Even if the Indians have the cash to re-sign Westbrook this winter, such a deal seems unlikely. With Hector Rondon, Yohan Pino, Carlos Carrasco, Nick Hagadone, and Scott Lewis (just to name a few) waiting in the wings, clogging up a rotation spot with a good-not-great starter for the foreseeable future would be an inefficient use of the Tribe’s limited payroll.
Oh, and moving some of his $11 million salary would be nice.
Why he has value
No functional team would call Jake Westbrook its ace, but that doesn’t mean he wouldn’t be an attractive target for a contender in search of an extra arm for the stretch run.
His strikeout rate seems a little low, especially when coupled with a career-worst walk rate. But that’s not a fatal flaw—he has mastered the art of contact pitching, like a poor man’s Chris Carpenter or Tim Hudson.
Even the sabermetric statistics agree. Based on the theory that their success is largely due to luck, Fielding-Independent Pitching (FIP) and Expected Fielding-Independent Pitching are both designed to punish pitchers who let opposing batters make frequent contact. But Westbrook’s 4.18 career FIP and 4.01 career xFIP are actually both better than his 4.30 career ERA.
The secret to his success is his sinker. His groundball-inducing talent is a not a new trend; his 59.5-percent GB rate since 2002 ranks behind only Brandon Webb and Derek Lowe among pitchers with at least 500 innings pitched. Simply put, when batters hit the ball on the ground, it doesn’t go as far.
He’s never been great, and at 32, it’s unlikely that he will develop any new skills. But he’s been consistently good, and sometimes that’s more important.
He’s not a flashy ace who could change the balance of a pennant race. But you could do a lot worse than using Westbrook as a middle-of-the-rotation lieutenant.
Where he’d go
This really depends on whether the Indians are willing to eat some of Westbrook’s salary. They’d obviously prefer to send as much of the $11 million away as they can, but such a demand would limit the list of possible buyers.
After posting a 2.87 ERA with the Braves in 2009, Javier Vazquez has been a perfect illustration of the importance of consistency in 2010 because he doesn’t have any.
His 8.01 ERA has set off alarms in the Bronx; the Bombers could use a stable arm in the back of their rotation, and money is never an issue for George Steinbrenner. Plus, Westbrook’s worm-burning ability would be even more valuable in Yankee Stadium, where the allegedly unforeseen wind patterns make every fly ball a threat to leave the park.
The Yankees wouldn’t be the only Big Apple ballclub to be interested in Westbrook. As the flukiness of Mike Pelfrey’s early success is revealed, it is clear that the Mets’ rotation is in shambles behind a slowly declining Johan Santana.

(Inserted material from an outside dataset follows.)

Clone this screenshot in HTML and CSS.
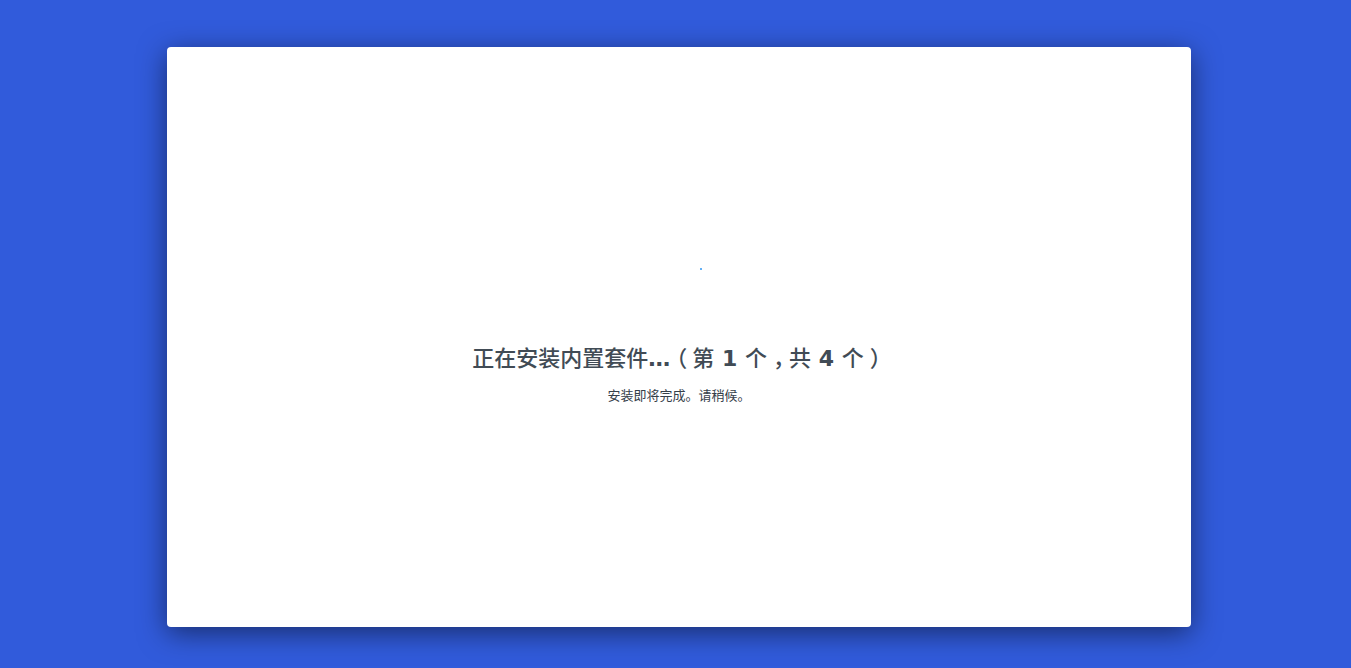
FILE: index.html
```
<!DOCTYPE html>
<html lang="zh-CN">
<head>
<meta charset="utf-8">
<meta name="viewport" content="width=device-width, initial-scale=1">
<title>正在安装内置套件</title>
<link rel="stylesheet" href="styles.css">
</head>
<body class="page">
<main class="panel">
  <div class="progress" aria-hidden="true"><span class="progress-dot"></span></div>
  <h1 class="title">正在安装内置套件<b>…</b><span class="punctuation">（</span>第<b> 1 </b>个<span class="punctuation">，</span>共<b> 4 </b>个<span class="punctuation">）</span></h1>
  <p class="message">安装即将完成。请稍候。</p>
</main>
</body>
</html>
```
FILE: styles.css
```
* {
  box-sizing: border-box;
}

.page {
  display: flex;
  align-items: center;
  justify-content: center;
  min-height: 100vh;
  margin: 0;
  padding: 24px 0 18px 7px;
  background: #315bdb;
  font-family: "DejaVu Sans", "Noto Sans CJK SC", sans-serif;
  color: #414b55;
}

.panel {
  display: flex;
  flex-direction: column;
  align-items: center;
  width: 100%;
  max-width: 1024px;
  min-height: 580px;
  padding: 221px 24px 32px;
  background: #fff;
  border-radius: 4px;
  box-shadow: 0 6px 28px rgba(0, 0, 0, 0.5);
}

.progress {
  display: flex;
  justify-content: flex-end;
  width: 46px;
  height: 73px;
}

.progress-dot {
  width: 2px;
  height: 2px;
  background: #64b0f5;
}

.title {
  margin: 0;
  font-size: 22px;
  font-weight: 500;
  line-height: 36px;
  text-align: center;
}

.title b {
  font-weight: 700;
}

/* Half-width glyphs centred in a full-width cell */
.punctuation {
  padding: 0 5px 0 6px;
  font-feature-settings: "halt";
}

.message {
  margin: 9px 0 0;
  font-size: 13px;
  line-height: 20px;
  color: #35404a;
  text-align: center;
}
```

If New York’s other team is serious about contending this year, Omar Minaya should be frantically searching for a way to stabilize the pitching staff. A consistent No. 2 starter would do wonders for the Mets’ rotation, and they’d surely be able to take on some of Westbrook’s salary.
Then there are the Los Angeles Dodgers, whose rotation consists of Hiroki Kuroda, Clayton Kershaw, Chad Billinglsey, and…not much else. The Bums are clawing their way up in the NL West, but an already-uphill battle will be all the harder with question marks in the back of the rotation.

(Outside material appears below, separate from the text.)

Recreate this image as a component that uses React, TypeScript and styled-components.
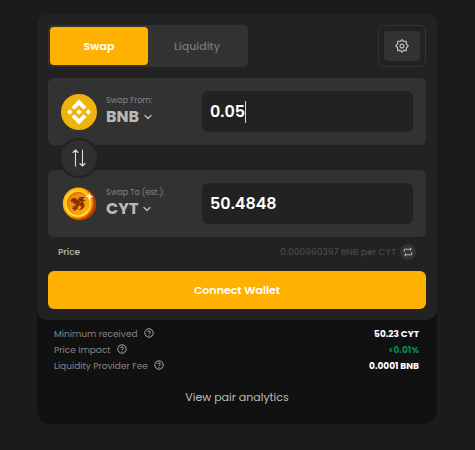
import React, { useState } from "react";
import styled, { createGlobalStyle, css } from "styled-components";

const GlobalStyle = createGlobalStyle`
  * { box-sizing: border-box; }
  body {
    margin: 0;
    background: #1b1b1b;
    color: #fff;
    font-family: Poppins, Inter, "Open Sans", sans-serif;
  }
  button, input { font: inherit; color: inherit; border: 0; margin: 0; padding: 0; }
  button { cursor: pointer; }
`;

const Page = styled.main`
  padding: 14px 38px 26px 37px;
`;

const Card = styled.section`
  background: #111;
  border-radius: 14px;
`;

const Panel = styled.form`
  padding: 11px;
  background: #222;
  border-radius: 10px;
`;

const Toolbar = styled.header`
  display: flex;
  justify-content: space-between;
  margin-bottom: 11px;
`;

const Tabs = styled.div`
  display: flex;
  width: 200px;
  height: 42px;
  padding: 2px;
  background: #323232;
  border-radius: 5px;
`;

const Tab = styled.button<{ $active?: boolean }>`
  flex: 1;
  border-radius: 4px;
  font-size: 11px;
  font-weight: 500;
  color: #777;
  background: transparent;
  ${(p) =>
    p.$active &&
    css`
      background: #ffb101;
      color: #fff;
      font-weight: 600;
    `}
`;

const SettingsFrame = styled.div`
  display: flex;
  width: 48px;
  height: 42px;
  padding: 5px;
  border: 1px solid #343434;
  border-radius: 6px;
`;

const SettingsButton = styled.button`
  display: grid;
  place-items: center;
  flex: 1;
  background: #323232;
  border-radius: 4px;
  color: #b5b5ba;
`;

const TokenRow = styled.div`
  display: flex;
  align-items: center;
  height: 67px;
  padding: 0 13px;
  background: #323232;
  border-radius: 6px;
`;

const TokenInfo = styled.div`
  flex: 1;
  margin-left: 9px;
  padding-bottom: 2px;
`;

const TokenLabel = styled.label`
  display: block;
  font-size: 8px;
  line-height: 12px;
  color: #858585;
`;

const TokenSelect = styled.button`
  display: flex;
  align-items: center;
  gap: 5px;
  background: none;
  font-size: 16px;
  line-height: 20px;
  font-weight: 700;
  color: #b9b9b9;
`;

const Field = styled.div`
  display: flex;
  align-items: center;
  width: 211px;
  height: 41px;
  padding: 0 8px;
  background: #222;
  border-radius: 6px;
`;

const Amount = styled.input`
  field-sizing: content;
  max-width: 100%;
  background: none;
  outline: none;
  font-size: 16px;
  line-height: 24px;
  font-weight: 600;
  color: #fff;
`;

const Caret = styled.span`
  width: 1px;
  height: 22px;
  background: #ddd;
`;

const Between = styled.div`
  display: flex;
  align-items: center;
  height: 25px;
  padding-left: 11px;
`;

const FlipButton = styled.button`
  display: grid;
  place-items: center;
  flex: none;
  width: 40px;
  height: 40px;
  border: 2px solid #222;
  border-radius: 50%;
  background: #2f2f2f;
  color: #ddd;
  z-index: 1;
`;

const PriceRow = styled.div`
  display: flex;
  align-items: center;
  height: 30px;
  margin-bottom: 4px;
  padding: 0 10px;
  font-size: 9px;
  font-weight: 500;
  color: #494949;
`;

const PriceLabel = styled.span`
  flex: 1;
  color: #b9b9bd;
`;

const InvertButton = styled.button`
  display: grid;
  place-items: center;
  width: 16px;
  height: 16px;
  margin-left: 4px;
  border-radius: 50%;
  background: #333;
  color: #c4c4c4;
`;

const ConnectButton = styled.button`
  display: block;
  width: 100%;
  height: 38px;
  border-radius: 6px;
  background: #ffb101;
  color: #fff;
  font-size: 11px;
  font-weight: 600;
`;

const Details = styled.dl`
  margin: 0;
  padding: 6px 18px 0 17px;
`;

const Detail = styled.div`
  display: flex;
  justify-content: space-between;
  height: 16px;
  font-size: 9px;
  line-height: 16px;
`;

const DetailName = styled.dt`
  display: flex;
  gap: 6px;
  font-weight: 400;
  color: #858585;
`;

const HelpButton = styled.button`
  display: flex;
  height: 13px;
  align-items: center;
  background: none;
  color: #a9a9ad;
`;

const DetailValue = styled.dd<{ $good?: boolean }>`
  margin: 0;
  font-weight: 700;
  color: ${(p) => (p.$good ? "#078a50" : "#fff")};
`;

const Footer = styled.footer`
  display: flex;
  justify-content: center;
  padding: 13px 0 17px;
`;

const AnalyticsLink = styled.a`
  font-size: 11px;
  line-height: 20px;
  color: #bdbdbd;
  text-decoration: none;
`;

const BnbIcon = () => (
  <svg width="36" height="36" viewBox="0 0 36 36" aria-hidden="true">
    <circle cx="18" cy="18" r="18" fill="#efb40c" />
    <g fill="#fff">
      <path d="M18 5.5l7.5 7.5-2.8 2.8-4.7-4.7-4.7 4.7-2.8-2.8z" />
      <path d="M18 30.5l7.5-7.5-2.8-2.8-4.7 4.7-4.7-4.7-2.8 2.8z" />
      <path d="M8.7 15.3l2.7 2.7-2.7 2.7L6 18zM27.3 15.3L30 18l-2.7 2.7-2.7-2.7zM18 15.2l2.8 2.8-2.8 2.8-2.8-2.8z" />
    </g>
  </svg>
);

const CytIcon = () => (
  <svg width="36" height="36" viewBox="0 0 36 36" aria-hidden="true">
    <defs>
      <linearGradient id="rim" x1="0" y1="0" x2="1" y2="1">
        <stop offset="0" stopColor="#ffc61c" />
        <stop offset=".5" stopColor="#f99a0a" />
        <stop offset="1" stopColor="#d9520a" />
      </linearGradient>
      <linearGradient id="face" x1="0" y1="0" x2=".8" y2="1">
        <stop offset="0" stopColor="#e87c08" />
        <stop offset="1" stopColor="#ffae12" />
      </linearGradient>
    </defs>
    <circle cx="18.8" cy="18.2" r="16.4" fill="#b5380a" />
    <ellipse cx="17.2" cy="17.4" rx="15.4" ry="15.8" fill="url(#rim)" />
    <ellipse cx="17" cy="17.4" rx="13.6" ry="14" fill="#ffd01c" />
    <ellipse cx="17" cy="17.6" rx="11" ry="11.6" fill="#d9650a" />
    <ellipse cx="17.4" cy="18" rx="10.6" ry="11" fill="url(#face)" />
    <path d="M5 21.5a12.5 12.5 0 0 0 22 3" fill="none" stroke="#ffe32e" strokeWidth="1.8" />
    <path
      d="M9.5 14.5c1.5-2 3-2.7 5-2.3l2 1.8 2-2.8 5.5-.4-2.4 2.1 3.2 1.6-3.4 1.2c2.6 2.2 2.9 4.3 1 6.3-1.4 1.8-3.3 2.2-5 1.5 2.2-.5 3.2-1.7 2.6-3-1-1.7-2.6-1-3.1.8-.6 2.2-2.2 3.6-5 3.6l1.3-1.9-2.3.1 1.6-2-2-.3c2.8-.7 4.2-1.9 4.3-3.3l-2.7.3.4-1.9-1.6.6z"
      fill="#8b3006"
    />
    <path d="M18 14.5l2 1.5-1.5 1.5M13 21l2-1.5" fill="none" stroke="#d97109" strokeWidth=".8" />
    <path d="M28.5 6.5l1 3 3 1-3 1-1 3-1-3-3-1 3-1z" fill="#fff4cf" />
    <circle cx="28.5" cy="10.5" r="1.6" fill="#fff" />
  </svg>
);

const GearIcon = () => (
  <svg width="14" height="14" viewBox="0 0 14 14" fill="none" stroke="currentColor" strokeWidth="1.3" strokeLinejoin="round" aria-hidden="true">
    <path d="M7 .8l1.5 1.6 2.8-.1.1 2.6L13.2 7l-1.8 1.8-.1 2.7-2.8-.1L7 13.2l-1.5-1.8-2.8.1-.1-2.7L.8 7l1.8-2.1.1-2.6 2.8.1z" />
    <circle cx="7" cy="7" r="1.9" />
  </svg>
);

const ChevronIcon = () => (
  <svg width="8" height="6" viewBox="0 0 8 6" fill="none" stroke="currentColor" strokeWidth="1.4" strokeLinecap="round" strokeLinejoin="round" aria-hidden="true">
    <path d="M1 1.5l3 3 3-3" />
  </svg>
);

const FlipIcon = () => (
  <svg width="14" height="18" viewBox="0 0 14 18" fill="none" stroke="currentColor" strokeWidth="1.1" strokeLinecap="round" strokeLinejoin="round" aria-hidden="true">
    <path d="M3.5 17V1M1 3.5L3.5 1 6 3.5M10.5 1v16M8 14.5l2.5 2.5 2.5-2.5" />
  </svg>
);

const InvertIcon = () => (
  <svg width="10" height="10" viewBox="0 0 11 11" fill="none" stroke="currentColor" strokeWidth="1" strokeLinejoin="round" aria-hidden="true">
    <path d="M1.5 5.5v-3H9M7.5.8L9.3 2.5 7.5 4.2M9.5 5.5v3H2M3.5 6.8L1.7 8.5l1.8 1.7" />
  </svg>
);

const HelpIcon = () => (
  <svg width="10" height="10" viewBox="0 0 10 10" fill="none" stroke="currentColor" strokeWidth="1" aria-hidden="true">
    <circle cx="5" cy="5" r="4.2" />
    <path d="M3.7 4.1c0-1.7 2.7-1.6 2.7 0C6.4 5 5 5 5 6M5 6.8v.9" />
  </svg>
);

type TokenProps = {
  id: string;
  label: string;
  symbol: string;
  icon: React.ReactNode;
  initial: string;
  active?: boolean;
};

function Token({ id, label, symbol, icon, initial, active }: TokenProps) {
  const [amount, setAmount] = useState(initial);
  return (
    <TokenRow>
      {icon}
      <TokenInfo>
        <TokenLabel htmlFor={id}>{label}</TokenLabel>
        <TokenSelect type="button">
          {symbol}
          <ChevronIcon />
        </TokenSelect>
      </TokenInfo>
      <Field>
        <Amount id={id} inputMode="decimal" value={amount} onChange={(e) => setAmount(e.target.value)} />
        {active && <Caret />}
      </Field>
    </TokenRow>
  );
}

const details = [
  { name: "Minimum received", value: "50.23 CYT" },
  { name: "Price Impact", value: "<0.01%", good: true },
  { name: "Liquidity Provider Fee", value: "0.0001 BNB" },
];

export default function App() {
  return (
    <Page>
      <GlobalStyle />
      <Card>
        <Panel onSubmit={(e) => e.preventDefault()}>
          <Toolbar>
            <Tabs>
              <Tab type="button" $active>Swap</Tab>
              <Tab type="button">Liquidity</Tab>
            </Tabs>
            <SettingsFrame>
              <SettingsButton type="button" aria-label="Settings"><GearIcon /></SettingsButton>
            </SettingsFrame>
          </Toolbar>
          <Token id="from" label="Swap From:" symbol="BNB" icon={<BnbIcon />} initial="0.05" active />
          <Between>
            <FlipButton type="button" aria-label="Switch tokens"><FlipIcon /></FlipButton>
          </Between>
          <Token id="to" label="Swap To (est.):" symbol="CYT" icon={<CytIcon />} initial="50.4848" />
          <PriceRow>
            <PriceLabel>Price</PriceLabel>
            <span>0.000990397 BNB per CYT</span>
            <InvertButton type="button" aria-label="Invert price"><InvertIcon /></InvertButton>
          </PriceRow>
          <ConnectButton type="submit">Connect Wallet</ConnectButton>
        </Panel>
        <Details>
          {details.map((d) => (
            <Detail key={d.name}>
              <DetailName>
                {d.name}
                <HelpButton type="button" aria-label={`About ${d.name}`}><HelpIcon /></HelpButton>
              </DetailName>
              <DetailValue $good={d.good}>{d.value}</DetailValue>
            </Detail>
          ))}
        </Details>
        <Footer>
          <AnalyticsLink href="#analytics">View pair analytics</AnalyticsLink>
        </Footer>
      </Card>
    </Page>
  );
}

The McCourts’ divorce has thrown the team’s finances into flux, but don’t forget that Los Angeles is a big-market team. They’ll probably be able to come up with the cash if the situation is urgent enough.
Of course, if the Indians are willing to eat most of his salary, there aren’t many contenders who wouldn’t love the boost he’d provide to their pitching staffs.
What do you think? Will Westbrook be traded? Where will he go, and who will we get in return?